Innovations Award Winner: 2015 Ford F-150

Innovation Ford

Innovation is the result of conquering a difficult quest using imagination fueled by passion and experience. The 2015 F-150 is a rolling example full of innovation, and its aluminum body is just one example of why it’s deserving of one of Equipment World’s 2015 Innovation awards. Twenty-some years ago a young automotive body structures engineer by the name of Bruno Barthelemy was part of a team at Ford tasked with building an aluminum-intensive vehicle (AIV) using the Mercury Sable as the test platform.

It was an experiment to reduce the weight of vehicles, thus improving fuel economy and setting the stage to meet ever-increasing Corporate Average Fuel Economy (CAFE) standards. They built a test fleet of 100 Mercury Sable AIVs and put them out in the world to see how they’d fare. The AIV Sables did what was expected, but Ford deemed the cost of making mass-produced, aluminum-bodied, four-cylinder cars for the U.S. market outweighed the benefits at the time. But the challenge of meeting ever-increasing CAFE standards remained as did the challenges of finding ways to make vehicles that met those standards.

“Our [team’s] job is to find innovative ways to design parts to reduce the weight and total cost of the part while maintaining or surpassing the strength requirements of the body structure,” said Dr. Barthelemy in 2006, by then Ford’s global chief engineer, Body Structures. They were also “looking for the perfect application” according to Barthelemy where a stronger, lighter-weight aluminum body could be used so the benefits outweighed the costs to the consumer. That opportunity came in 2008 when Ford Truck needed to start work on the next generation F-150. It was also the same time higher CAFE benchmarks for light-duty trucks was put into play. “The big question for Ford Truck,” Barthelemy told us during an interview earlier this year, “was what direction do we go with the next generation F-150: Do we use hybrid electric or diesel or traditional gasoline? A smaller engine or a smaller pickup?” The Body Structures team ultimately focused on creating a new truck using an aluminum body because the lighter weight not only helped improve fuel economy, it also improved acceleration performance and payload capacity – two important aspects for F-150 buyers.
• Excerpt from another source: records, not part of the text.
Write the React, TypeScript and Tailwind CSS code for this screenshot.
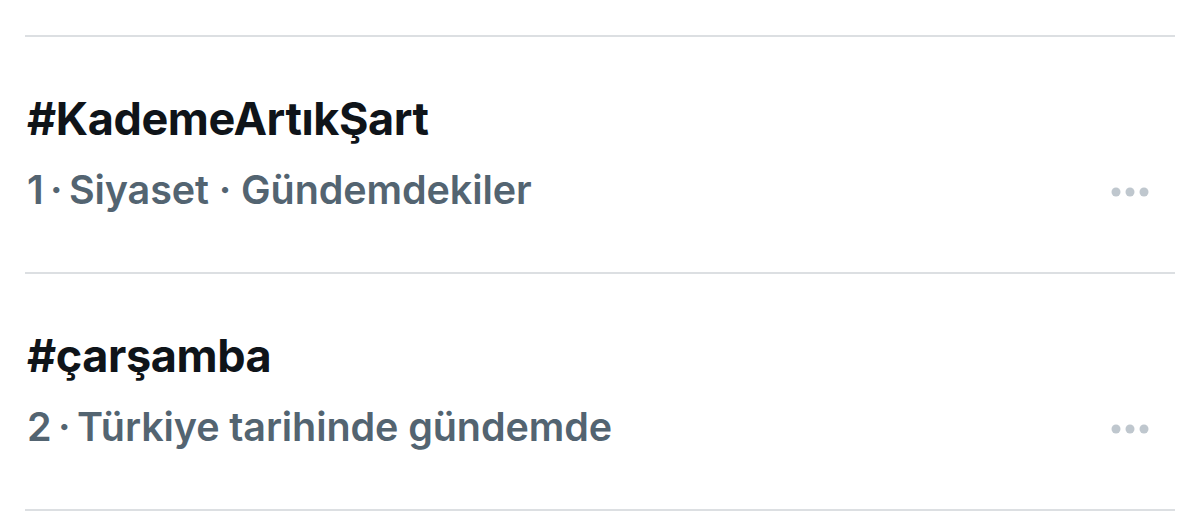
const trends = [
  { tag: '#KademeArtıkŞart', meta: '1\u2009·\u2009Siyaset · Gündemdekiler' },
  { tag: '#çarşamba', meta: '2\u2009·\u2009Türkiye tarihinde gündemde' },
];

function MoreDots() {
  return (
    <svg width="38" height="10" viewBox="0 0 38 10" className="text-[#bfc7ce]">
      <circle cx="5" cy="5" r="4.5" fill="currentColor" />
      <circle cx="19" cy="5" r="4.5" fill="currentColor" />
      <circle cx="33" cy="5" r="4.5" fill="currentColor" />
    </svg>
  );
}

export default function App() {
  return (
    <div className="w-[1200px] h-[521px] bg-white overflow-hidden pt-[35px] pl-[25px] pr-[25px]" style={{ fontFamily: 'Inter, "Noto Sans", sans-serif' }}>
      {trends.map((t) => (
        <div key={t.tag} className="border-t-2 border-[#dcdfe2] h-[237px] flex flex-col pt-[54px] pl-[2px] pr-[26px]">
          <div className="text-[45px] leading-[56px] font-bold text-[#0f1419] tracking-[-0.4px]">{t.tag}</div>
          <div className="flex items-center justify-between mt-[17px]">
            <div className="text-[39.5px] leading-[52px] font-semibold text-[#536471] tracking-[-0.1px]">{t.meta}</div>
            <div className="mt-[4px]">
              <MoreDots />
            </div>
          </div>
        </div>
      ))}
      <div className="border-t-2 border-[#dcdfe2]" />
    </div>
  );
}
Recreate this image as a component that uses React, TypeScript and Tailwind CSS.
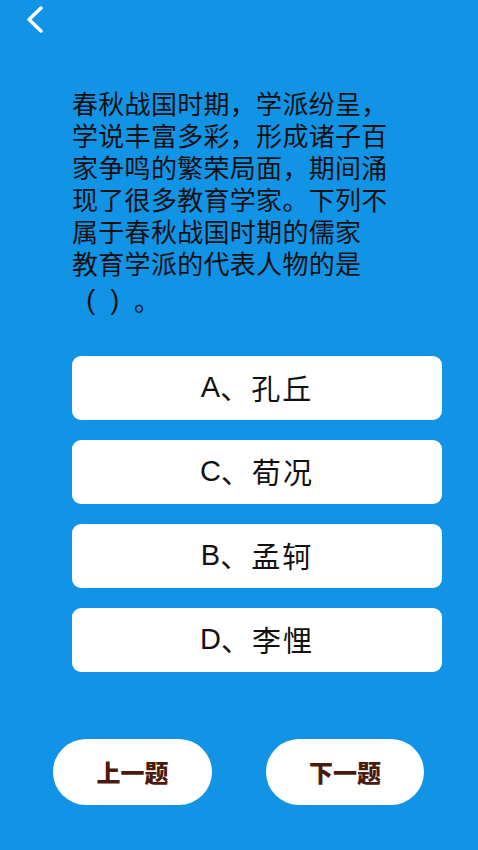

Bodywise, Ford was totally ready: The Body Structures team had decades of experience manufacturing limited-production, high-end luxury cars and SUVs under the Jaguar and Land Rover nameplates here and abroad. “From an investment standpoint, when you create a new vehicle, you also have to create a new assembly plant,” says Barthelemy – a point played out later by Ford reportedly investing more $900 million on re-tooling the Dearborn F-150 plant and related stamping and on-site aluminum support operations. “But from a technology standpoint the engineering team was very confident in our ability to build the new truck,” says Barthelemy who was also the supervisor on the mid-90’s Super Duty body re-design.

Doubts as to an aluminum body F-150 being the right move circulated inside Ford’s upper management and key investors. So the engineering teams got creative and did something unheard of: Barthelemy had them hand-build six X-0s (prototypes built before any developmental engineering plans were drafted or ok’d) using 2008 F-150s as the platform to prove to management aluminum is better than steel – and that this truck was, indeed, the perfect vehicle for the application. Then they brought Ford’s decision makers to their secret testing ground to drive the aluminum-bodied F-150s. “When we realized the aluminum F-150 gained 750 pounds of additional payload capacity, and when we proved from a durability standpoint with the first wave X-0 prototypes that this truck surpassed the 2008 model, everyone on our Body Structures team was smiling,” recalls Barthelemy. But he says the biggest smiles came when key management drove the X-0 F-150s the first time in early 2010: “They were dumbfounded by the performance and quality of the job aluminum could do,” says Barthelemy.

Inn Ford Why“They said, ‘Oh, gosh. Unbelievable. This is a level of quality we’ve never seen in a truck.” That was all it took to have the next-generation F-150 aluminum body green-lighted. Manufacturing innovations followed, including using four different types of aluminum and new manufacturing processes to vary the thickness and strength of body support structures according to location inside the truck. The end result is a 2015 F-150 aluminum body that weighs 45 percent less than the equivalent steel body and stronger in all aspects. Recycling scrap, the biggest cost concern from the beginning, was addressed and conquered as well: Ford’s innovative, state-of-the-art, in-house recycling program recoups the cost of almost 90 percent of the 310 pounds of aluminum scrap generated building each truck. Meanwhile, Ford Truck’s powertrain team designed innovative, smaller, lighter, more powerful pickup engines we know today as the EcoBoost V-6s to take advantage of the lighter-weight body. Roll all of those innovations into one and you have the 2015 F-150 leading the way for a new generation of lighter, faster, more efficient pickups industry wide.